## [Collected material]
▶

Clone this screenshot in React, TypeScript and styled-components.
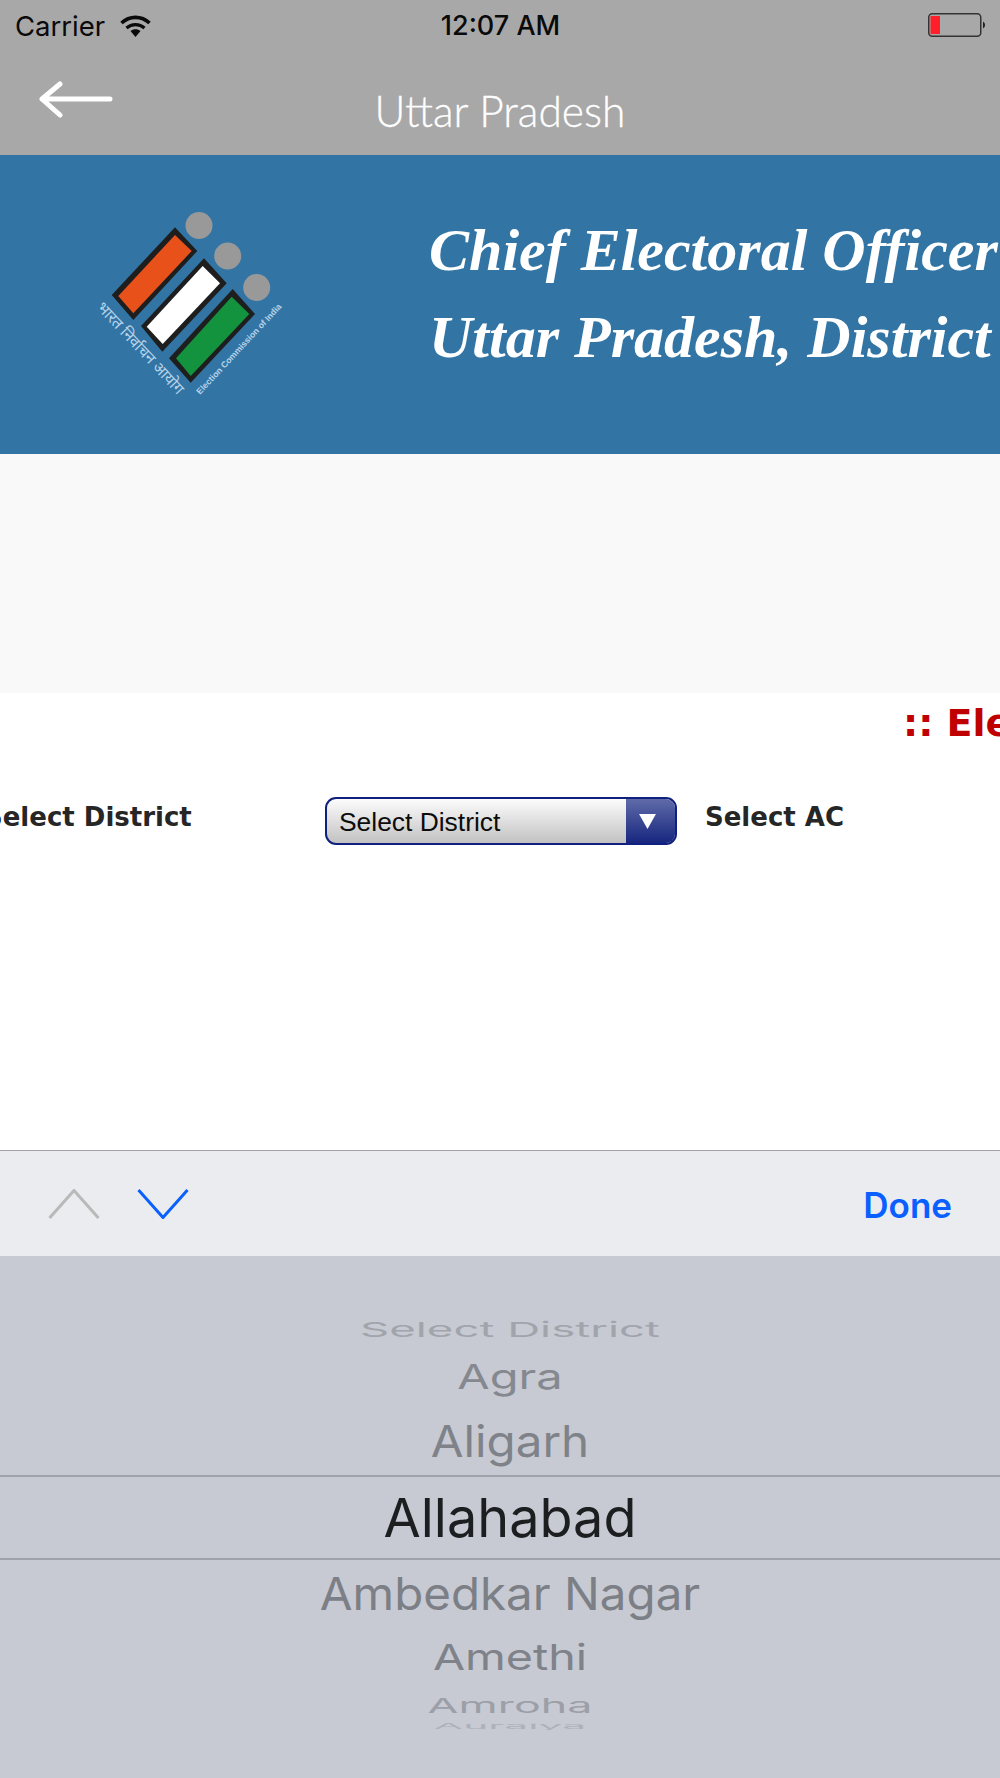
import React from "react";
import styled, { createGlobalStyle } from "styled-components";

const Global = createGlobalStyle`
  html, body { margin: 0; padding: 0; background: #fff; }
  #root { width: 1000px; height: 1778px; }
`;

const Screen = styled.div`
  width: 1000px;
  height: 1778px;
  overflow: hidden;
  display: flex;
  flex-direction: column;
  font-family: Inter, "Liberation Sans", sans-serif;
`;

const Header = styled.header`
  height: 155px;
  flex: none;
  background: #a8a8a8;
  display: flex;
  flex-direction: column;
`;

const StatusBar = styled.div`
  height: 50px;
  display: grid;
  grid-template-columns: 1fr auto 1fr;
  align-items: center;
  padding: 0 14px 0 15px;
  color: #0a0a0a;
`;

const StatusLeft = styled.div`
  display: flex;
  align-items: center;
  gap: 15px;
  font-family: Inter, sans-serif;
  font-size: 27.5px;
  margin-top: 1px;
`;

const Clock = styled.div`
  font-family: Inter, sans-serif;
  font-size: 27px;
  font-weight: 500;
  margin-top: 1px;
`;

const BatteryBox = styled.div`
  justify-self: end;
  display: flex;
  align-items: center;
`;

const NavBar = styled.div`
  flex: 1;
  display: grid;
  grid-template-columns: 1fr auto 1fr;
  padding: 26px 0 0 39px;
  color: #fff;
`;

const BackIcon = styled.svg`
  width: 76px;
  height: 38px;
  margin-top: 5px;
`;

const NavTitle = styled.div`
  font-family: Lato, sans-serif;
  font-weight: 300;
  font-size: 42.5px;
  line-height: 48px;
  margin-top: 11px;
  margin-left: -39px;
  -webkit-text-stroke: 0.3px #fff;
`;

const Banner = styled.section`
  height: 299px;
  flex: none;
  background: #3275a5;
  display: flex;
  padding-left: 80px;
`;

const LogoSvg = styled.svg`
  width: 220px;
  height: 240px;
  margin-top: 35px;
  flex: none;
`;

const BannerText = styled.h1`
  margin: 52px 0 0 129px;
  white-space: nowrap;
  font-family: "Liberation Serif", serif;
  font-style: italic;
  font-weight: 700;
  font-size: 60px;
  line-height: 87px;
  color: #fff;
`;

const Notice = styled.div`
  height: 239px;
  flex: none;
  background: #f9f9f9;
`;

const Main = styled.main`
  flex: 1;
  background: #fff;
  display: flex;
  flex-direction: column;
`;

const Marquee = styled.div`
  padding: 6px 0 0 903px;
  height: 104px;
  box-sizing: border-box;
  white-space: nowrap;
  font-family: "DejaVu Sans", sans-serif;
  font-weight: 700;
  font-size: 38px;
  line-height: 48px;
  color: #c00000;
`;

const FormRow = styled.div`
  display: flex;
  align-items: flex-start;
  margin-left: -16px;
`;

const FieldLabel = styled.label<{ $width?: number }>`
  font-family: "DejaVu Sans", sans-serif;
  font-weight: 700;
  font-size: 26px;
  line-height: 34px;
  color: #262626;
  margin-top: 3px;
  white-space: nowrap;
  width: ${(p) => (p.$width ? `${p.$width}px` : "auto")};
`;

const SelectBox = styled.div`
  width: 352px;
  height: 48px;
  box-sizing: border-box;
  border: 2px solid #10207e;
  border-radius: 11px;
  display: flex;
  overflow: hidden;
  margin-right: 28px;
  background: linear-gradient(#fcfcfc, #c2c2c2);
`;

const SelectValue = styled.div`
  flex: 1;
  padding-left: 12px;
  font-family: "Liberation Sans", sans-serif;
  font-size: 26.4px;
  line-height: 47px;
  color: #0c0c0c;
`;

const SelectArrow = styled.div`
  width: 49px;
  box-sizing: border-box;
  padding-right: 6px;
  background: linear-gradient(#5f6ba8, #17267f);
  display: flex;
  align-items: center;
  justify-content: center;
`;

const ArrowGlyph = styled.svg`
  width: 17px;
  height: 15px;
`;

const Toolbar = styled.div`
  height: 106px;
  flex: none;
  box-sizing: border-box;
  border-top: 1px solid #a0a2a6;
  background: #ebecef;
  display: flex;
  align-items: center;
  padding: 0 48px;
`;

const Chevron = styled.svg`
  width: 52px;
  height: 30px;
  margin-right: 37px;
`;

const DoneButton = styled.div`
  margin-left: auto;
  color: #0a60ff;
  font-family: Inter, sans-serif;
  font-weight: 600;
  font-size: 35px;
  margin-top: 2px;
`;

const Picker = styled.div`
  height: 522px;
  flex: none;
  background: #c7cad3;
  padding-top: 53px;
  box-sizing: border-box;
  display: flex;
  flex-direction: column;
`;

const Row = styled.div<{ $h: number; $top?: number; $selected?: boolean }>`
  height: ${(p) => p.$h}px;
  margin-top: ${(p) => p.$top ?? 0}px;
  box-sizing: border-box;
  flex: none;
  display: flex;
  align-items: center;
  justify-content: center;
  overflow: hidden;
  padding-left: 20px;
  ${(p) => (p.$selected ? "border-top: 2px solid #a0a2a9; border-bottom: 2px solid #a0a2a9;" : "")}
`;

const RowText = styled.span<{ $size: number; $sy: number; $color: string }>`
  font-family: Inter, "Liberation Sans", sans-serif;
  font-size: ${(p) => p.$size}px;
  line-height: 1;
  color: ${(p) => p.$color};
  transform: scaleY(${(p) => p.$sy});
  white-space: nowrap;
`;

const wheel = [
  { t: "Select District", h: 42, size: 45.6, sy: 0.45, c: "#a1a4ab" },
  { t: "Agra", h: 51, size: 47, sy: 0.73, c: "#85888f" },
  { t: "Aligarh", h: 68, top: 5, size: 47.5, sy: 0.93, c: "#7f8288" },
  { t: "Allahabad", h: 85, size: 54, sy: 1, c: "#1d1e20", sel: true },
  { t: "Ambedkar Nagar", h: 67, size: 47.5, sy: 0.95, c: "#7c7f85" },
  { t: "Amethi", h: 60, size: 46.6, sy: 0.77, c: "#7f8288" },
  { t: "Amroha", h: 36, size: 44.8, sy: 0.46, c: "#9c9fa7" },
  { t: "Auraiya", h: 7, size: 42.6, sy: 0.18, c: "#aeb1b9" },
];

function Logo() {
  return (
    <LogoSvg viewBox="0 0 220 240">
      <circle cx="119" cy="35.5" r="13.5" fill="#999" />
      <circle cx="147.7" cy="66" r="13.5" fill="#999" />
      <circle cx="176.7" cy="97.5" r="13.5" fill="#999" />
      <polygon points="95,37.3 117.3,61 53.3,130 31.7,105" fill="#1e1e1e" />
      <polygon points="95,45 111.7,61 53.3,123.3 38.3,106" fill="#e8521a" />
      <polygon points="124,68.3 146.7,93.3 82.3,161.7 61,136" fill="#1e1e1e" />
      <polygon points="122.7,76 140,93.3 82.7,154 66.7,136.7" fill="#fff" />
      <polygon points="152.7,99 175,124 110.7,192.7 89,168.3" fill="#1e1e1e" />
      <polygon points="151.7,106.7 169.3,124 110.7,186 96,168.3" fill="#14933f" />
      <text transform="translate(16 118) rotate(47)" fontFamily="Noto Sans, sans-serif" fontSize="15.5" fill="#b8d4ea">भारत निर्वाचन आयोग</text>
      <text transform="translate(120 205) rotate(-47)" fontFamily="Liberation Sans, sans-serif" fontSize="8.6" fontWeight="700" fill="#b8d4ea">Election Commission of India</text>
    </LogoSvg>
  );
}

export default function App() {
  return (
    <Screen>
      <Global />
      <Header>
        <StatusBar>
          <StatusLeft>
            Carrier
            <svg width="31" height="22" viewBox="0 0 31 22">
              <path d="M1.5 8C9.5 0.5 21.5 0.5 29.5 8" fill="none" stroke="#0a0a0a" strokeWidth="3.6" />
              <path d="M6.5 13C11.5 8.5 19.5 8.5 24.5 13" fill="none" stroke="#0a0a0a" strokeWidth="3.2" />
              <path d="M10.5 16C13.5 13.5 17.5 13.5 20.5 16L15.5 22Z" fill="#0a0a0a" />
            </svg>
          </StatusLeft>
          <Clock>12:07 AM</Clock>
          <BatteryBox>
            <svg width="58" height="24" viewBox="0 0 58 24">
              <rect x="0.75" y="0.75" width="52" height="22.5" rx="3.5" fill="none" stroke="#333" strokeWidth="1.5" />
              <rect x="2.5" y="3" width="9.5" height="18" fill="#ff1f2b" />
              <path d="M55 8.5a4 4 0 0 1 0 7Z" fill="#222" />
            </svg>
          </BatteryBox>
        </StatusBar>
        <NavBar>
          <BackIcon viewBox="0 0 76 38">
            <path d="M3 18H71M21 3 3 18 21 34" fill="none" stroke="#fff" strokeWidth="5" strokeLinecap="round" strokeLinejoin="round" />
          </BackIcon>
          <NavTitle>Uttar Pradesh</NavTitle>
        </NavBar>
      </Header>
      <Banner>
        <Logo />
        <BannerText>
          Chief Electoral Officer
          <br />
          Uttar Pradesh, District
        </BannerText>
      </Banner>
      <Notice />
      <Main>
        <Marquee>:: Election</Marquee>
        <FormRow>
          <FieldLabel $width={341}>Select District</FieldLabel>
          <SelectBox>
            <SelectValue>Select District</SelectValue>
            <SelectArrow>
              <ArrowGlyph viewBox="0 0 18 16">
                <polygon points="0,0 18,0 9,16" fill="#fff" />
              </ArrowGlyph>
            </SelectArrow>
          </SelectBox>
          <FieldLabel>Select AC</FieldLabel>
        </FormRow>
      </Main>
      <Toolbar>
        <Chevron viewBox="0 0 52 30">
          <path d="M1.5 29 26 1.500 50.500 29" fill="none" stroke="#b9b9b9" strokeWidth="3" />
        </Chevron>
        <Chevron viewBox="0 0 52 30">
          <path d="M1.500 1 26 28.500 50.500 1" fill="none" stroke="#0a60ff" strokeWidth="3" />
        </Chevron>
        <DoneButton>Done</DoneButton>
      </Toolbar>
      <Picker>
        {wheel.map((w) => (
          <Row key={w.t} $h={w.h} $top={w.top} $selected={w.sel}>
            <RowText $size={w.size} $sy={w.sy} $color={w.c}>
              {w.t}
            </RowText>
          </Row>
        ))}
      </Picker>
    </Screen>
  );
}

◀

## [Set task]
Using the listing above, list every line in which the string "components" occurs.

## [Response]
Clone this screenshot in React, TypeScript and styled-components.
import styled, { createGlobalStyle } from "styled-components";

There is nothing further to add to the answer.